-------- INFORMATION SUPPLIED --------

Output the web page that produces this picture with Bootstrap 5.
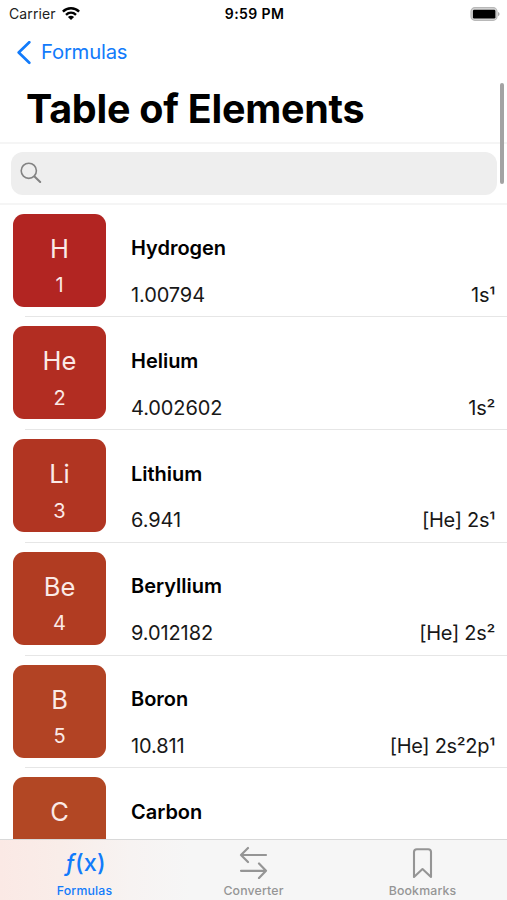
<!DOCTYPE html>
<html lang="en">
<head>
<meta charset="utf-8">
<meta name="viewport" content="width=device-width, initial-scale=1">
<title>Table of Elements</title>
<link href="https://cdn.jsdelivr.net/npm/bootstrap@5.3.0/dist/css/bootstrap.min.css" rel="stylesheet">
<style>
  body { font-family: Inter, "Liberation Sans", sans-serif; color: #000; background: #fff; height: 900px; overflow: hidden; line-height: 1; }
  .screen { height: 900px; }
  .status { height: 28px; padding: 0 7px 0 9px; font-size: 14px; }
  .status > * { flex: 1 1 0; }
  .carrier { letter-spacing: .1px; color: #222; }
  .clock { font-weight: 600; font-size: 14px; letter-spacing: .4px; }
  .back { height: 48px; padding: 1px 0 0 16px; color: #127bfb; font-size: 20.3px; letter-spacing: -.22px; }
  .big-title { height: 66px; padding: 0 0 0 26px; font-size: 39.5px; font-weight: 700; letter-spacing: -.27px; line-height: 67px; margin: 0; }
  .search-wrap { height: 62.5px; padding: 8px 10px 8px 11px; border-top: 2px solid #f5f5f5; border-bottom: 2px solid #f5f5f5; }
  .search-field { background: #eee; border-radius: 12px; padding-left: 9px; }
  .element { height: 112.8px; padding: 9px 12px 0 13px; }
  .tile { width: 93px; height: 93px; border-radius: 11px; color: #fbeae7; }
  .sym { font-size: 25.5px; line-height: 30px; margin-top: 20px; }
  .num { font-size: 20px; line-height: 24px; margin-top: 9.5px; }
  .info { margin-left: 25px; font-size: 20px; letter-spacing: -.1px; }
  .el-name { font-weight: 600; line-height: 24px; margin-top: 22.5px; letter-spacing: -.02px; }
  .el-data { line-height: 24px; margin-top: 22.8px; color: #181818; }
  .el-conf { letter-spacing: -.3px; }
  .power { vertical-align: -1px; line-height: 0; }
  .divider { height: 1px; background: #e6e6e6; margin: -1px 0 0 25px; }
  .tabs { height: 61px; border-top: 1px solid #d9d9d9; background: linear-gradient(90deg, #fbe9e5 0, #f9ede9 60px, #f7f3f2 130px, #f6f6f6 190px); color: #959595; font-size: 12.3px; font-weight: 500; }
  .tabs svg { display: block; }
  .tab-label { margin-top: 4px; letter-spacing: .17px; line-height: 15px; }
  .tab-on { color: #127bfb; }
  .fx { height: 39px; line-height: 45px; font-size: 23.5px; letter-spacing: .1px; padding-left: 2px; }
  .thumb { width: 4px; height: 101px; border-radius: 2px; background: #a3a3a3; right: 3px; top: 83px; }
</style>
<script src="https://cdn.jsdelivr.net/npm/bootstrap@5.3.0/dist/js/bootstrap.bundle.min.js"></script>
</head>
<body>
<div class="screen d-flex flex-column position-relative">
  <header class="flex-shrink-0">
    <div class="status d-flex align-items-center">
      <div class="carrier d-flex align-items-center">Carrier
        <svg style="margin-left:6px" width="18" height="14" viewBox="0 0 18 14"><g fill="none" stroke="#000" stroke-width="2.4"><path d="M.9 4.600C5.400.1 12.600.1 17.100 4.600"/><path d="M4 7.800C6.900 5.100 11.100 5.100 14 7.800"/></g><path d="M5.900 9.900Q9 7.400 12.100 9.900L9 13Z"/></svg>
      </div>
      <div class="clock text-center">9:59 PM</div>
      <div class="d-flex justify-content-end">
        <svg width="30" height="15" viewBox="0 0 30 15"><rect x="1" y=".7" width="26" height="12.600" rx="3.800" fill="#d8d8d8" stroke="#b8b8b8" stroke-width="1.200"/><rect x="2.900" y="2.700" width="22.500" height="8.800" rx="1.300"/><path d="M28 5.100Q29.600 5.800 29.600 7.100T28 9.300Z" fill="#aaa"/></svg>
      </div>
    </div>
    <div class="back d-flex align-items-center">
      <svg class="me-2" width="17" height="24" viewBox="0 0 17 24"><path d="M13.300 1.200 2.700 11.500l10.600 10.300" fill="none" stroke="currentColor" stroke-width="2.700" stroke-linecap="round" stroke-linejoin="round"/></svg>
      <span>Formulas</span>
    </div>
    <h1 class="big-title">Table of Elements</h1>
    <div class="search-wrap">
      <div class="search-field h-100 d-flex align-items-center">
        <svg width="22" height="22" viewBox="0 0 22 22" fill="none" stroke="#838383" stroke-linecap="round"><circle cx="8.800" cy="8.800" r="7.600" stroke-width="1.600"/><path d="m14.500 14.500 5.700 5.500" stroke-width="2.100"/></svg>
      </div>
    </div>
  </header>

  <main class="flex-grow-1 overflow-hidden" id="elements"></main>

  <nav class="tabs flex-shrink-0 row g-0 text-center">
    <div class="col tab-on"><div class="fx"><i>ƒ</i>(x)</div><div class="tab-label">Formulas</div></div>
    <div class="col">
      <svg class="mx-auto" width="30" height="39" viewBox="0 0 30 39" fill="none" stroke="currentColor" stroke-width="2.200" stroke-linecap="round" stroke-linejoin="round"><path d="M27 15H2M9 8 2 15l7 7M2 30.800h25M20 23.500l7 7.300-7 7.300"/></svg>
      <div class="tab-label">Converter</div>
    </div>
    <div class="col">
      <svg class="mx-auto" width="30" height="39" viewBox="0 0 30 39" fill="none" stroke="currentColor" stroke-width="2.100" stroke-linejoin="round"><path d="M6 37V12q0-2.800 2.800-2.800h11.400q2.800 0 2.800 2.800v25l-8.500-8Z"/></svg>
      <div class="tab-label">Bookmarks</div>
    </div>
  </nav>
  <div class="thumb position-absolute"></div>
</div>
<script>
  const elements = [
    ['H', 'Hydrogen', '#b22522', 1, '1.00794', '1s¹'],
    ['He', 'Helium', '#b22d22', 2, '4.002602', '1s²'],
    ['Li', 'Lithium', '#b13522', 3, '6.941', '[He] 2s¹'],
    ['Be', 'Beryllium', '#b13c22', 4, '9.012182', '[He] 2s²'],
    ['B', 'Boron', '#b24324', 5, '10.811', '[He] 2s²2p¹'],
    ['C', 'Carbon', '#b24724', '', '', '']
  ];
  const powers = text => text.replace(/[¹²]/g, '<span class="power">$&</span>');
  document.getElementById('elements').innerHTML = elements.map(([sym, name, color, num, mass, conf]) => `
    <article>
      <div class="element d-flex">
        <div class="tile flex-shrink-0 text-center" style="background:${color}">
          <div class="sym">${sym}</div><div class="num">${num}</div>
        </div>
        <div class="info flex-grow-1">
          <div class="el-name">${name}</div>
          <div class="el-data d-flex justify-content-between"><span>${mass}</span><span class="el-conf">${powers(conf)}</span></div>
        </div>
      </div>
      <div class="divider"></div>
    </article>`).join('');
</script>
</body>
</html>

--------

WHAT YOU SHOULD DO
Repeat the full listing above exactly, with no pictures in the copy.

THE OUTPUT
Output the web page that produces this picture with Bootstrap 5.
<!DOCTYPE html>
<html lang="en">
<head>
<meta charset="utf-8">
<meta name="viewport" content="width=device-width, initial-scale=1">
<title>Table of Elements</title>
<link href="https://cdn.jsdelivr.net/npm/bootstrap@5.3.0/dist/css/bootstrap.min.css" rel="stylesheet">
<style>
  body { font-family: Inter, "Liberation Sans", sans-serif; color: #000; background: #fff; height: 900px; overflow: hidden; line-height: 1; }
  .screen { height: 900px; }
  .status { height: 28px; padding: 0 7px 0 9px; font-size: 14px; }
  .status > * { flex: 1 1 0; }
  .carrier { letter-spacing: .1px; color: #222; }
  .clock { font-weight: 600; font-size: 14px; letter-spacing: .4px; }
  .back { height: 48px; padding: 1px 0 0 16px; color: #127bfb; font-size: 20.3px; letter-spacing: -.22px; }
  .big-title { height: 66px; padding: 0 0 0 26px; font-size: 39.5px; font-weight: 700; letter-spacing: -.27px; line-height: 67px; margin: 0; }
  .search-wrap { height: 62.5px; padding: 8px 10px 8px 11px; border-top: 2px solid #f5f5f5; border-bottom: 2px solid #f5f5f5; }
  .search-field { background: #eee; border-radius: 12px; padding-left: 9px; }
  .element { height: 112.8px; padding: 9px 12px 0 13px; }
  .tile { width: 93px; height: 93px; border-radius: 11px; color: #fbeae7; }
  .sym { font-size: 25.5px; line-height: 30px; margin-top: 20px; }
  .num { font-size: 20px; line-height: 24px; margin-top: 9.5px; }
  .info { margin-left: 25px; font-size: 20px; letter-spacing: -.1px; }
  .el-name { font-weight: 600; line-height: 24px; margin-top: 22.5px; letter-spacing: -.02px; }
  .el-data { line-height: 24px; margin-top: 22.8px; color: #181818; }
  .el-conf { letter-spacing: -.3px; }
  .power { vertical-align: -1px; line-height: 0; }
  .divider { height: 1px; background: #e6e6e6; margin: -1px 0 0 25px; }
  .tabs { height: 61px; border-top: 1px solid #d9d9d9; background: linear-gradient(90deg, #fbe9e5 0, #f9ede9 60px, #f7f3f2 130px, #f6f6f6 190px); color: #959595; font-size: 12.3px; font-weight: 500; }
  .tabs svg { display: block; }
  .tab-label { margin-top: 4px; letter-spacing: .17px; line-height: 15px; }
  .tab-on { color: #127bfb; }
  .fx { height: 39px; line-height: 45px; font-size: 23.5px; letter-spacing: .1px; padding-left: 2px; }
  .thumb { width: 4px; height: 101px; border-radius: 2px; background: #a3a3a3; right: 3px; top: 83px; }
</style>
<script src="https://cdn.jsdelivr.net/npm/bootstrap@5.3.0/dist/js/bootstrap.bundle.min.js"></script>
</head>
<body>
<div class="screen d-flex flex-column position-relative">
  <header class="flex-shrink-0">
    <div class="status d-flex align-items-center">
      <div class="carrier d-flex align-items-center">Carrier
        <svg style="margin-left:6px" width="18" height="14" viewBox="0 0 18 14"><g fill="none" stroke="#000" stroke-width="2.4"><path d="M.9 4.600C5.400.1 12.600.1 17.100 4.600"/><path d="M4 7.800C6.900 5.100 11.100 5.100 14 7.800"/></g><path d="M5.900 9.900Q9 7.400 12.100 9.900L9 13Z"/></svg>
      </div>
      <div class="clock text-center">9:59 PM</div>
      <div class="d-flex justify-content-end">
        <svg width="30" height="15" viewBox="0 0 30 15"><rect x="1" y=".7" width="26" height="12.600" rx="3.800" fill="#d8d8d8" stroke="#b8b8b8" stroke-width="1.200"/><rect x="2.900" y="2.700" width="22.500" height="8.800" rx="1.300"/><path d="M28 5.100Q29.600 5.800 29.600 7.100T28 9.300Z" fill="#aaa"/></svg>
      </div>
    </div>
    <div class="back d-flex align-items-center">
      <svg class="me-2" width="17" height="24" viewBox="0 0 17 24"><path d="M13.300 1.200 2.700 11.500l10.600 10.300" fill="none" stroke="currentColor" stroke-width="2.700" stroke-linecap="round" stroke-linejoin="round"/></svg>
      <span>Formulas</span>
    </div>
    <h1 class="big-title">Table of Elements</h1>
    <div class="search-wrap">
      <div class="search-field h-100 d-flex align-items-center">
        <svg width="22" height="22" viewBox="0 0 22 22" fill="none" stroke="#838383" stroke-linecap="round"><circle cx="8.800" cy="8.800" r="7.600" stroke-width="1.600"/><path d="m14.500 14.500 5.700 5.500" stroke-width="2.100"/></svg>
      </div>
    </div>
  </header>

  <main class="flex-grow-1 overflow-hidden" id="elements"></main>

  <nav class="tabs flex-shrink-0 row g-0 text-center">
    <div class="col tab-on"><div class="fx"><i>ƒ</i>(x)</div><div class="tab-label">Formulas</div></div>
    <div class="col">
      <svg class="mx-auto" width="30" height="39" viewBox="0 0 30 39" fill="none" stroke="currentColor" stroke-width="2.200" stroke-linecap="round" stroke-linejoin="round"><path d="M27 15H2M9 8 2 15l7 7M2 30.800h25M20 23.500l7 7.300-7 7.300"/></svg>
      <div class="tab-label">Converter</div>
    </div>
    <div class="col">
      <svg class="mx-auto" width="30" height="39" viewBox="0 0 30 39" fill="none" stroke="currentColor" stroke-width="2.100" stroke-linejoin="round"><path d="M6 37V12q0-2.800 2.800-2.800h11.400q2.800 0 2.800 2.800v25l-8.500-8Z"/></svg>
      <div class="tab-label">Bookmarks</div>
    </div>
  </nav>
  <div class="thumb position-absolute"></div>
</div>
<script>
  const elements = [
    ['H', 'Hydrogen', '#b22522', 1, '1.00794', '1s¹'],
    ['He', 'Helium', '#b22d22', 2, '4.002602', '1s²'],
    ['Li', 'Lithium', '#b13522', 3, '6.941', '[He] 2s¹'],
    ['Be', 'Beryllium', '#b13c22', 4, '9.012182', '[He] 2s²'],
    ['B', 'Boron', '#b24324', 5, '10.811', '[He] 2s²2p¹'],
    ['C', 'Carbon', '#b24724', '', '', '']
  ];
  const powers = text => text.replace(/[¹²]/g, '<span class="power">$&</span>');
  document.getElementById('elements').innerHTML = elements.map(([sym, name, color, num, mass, conf]) => `
    <article>
      <div class="element d-flex">
        <div class="tile flex-shrink-0 text-center" style="background:${color}">
          <div class="sym">${sym}</div><div class="num">${num}</div>
        </div>
        <div class="info flex-grow-1">
          <div class="el-name">${name}</div>
          <div class="el-data d-flex justify-content-between"><span>${mass}</span><span class="el-conf">${powers(conf)}</span></div>
        </div>
      </div>
      <div class="divider"></div>
    </article>`).join('');
</script>
</body>
</html>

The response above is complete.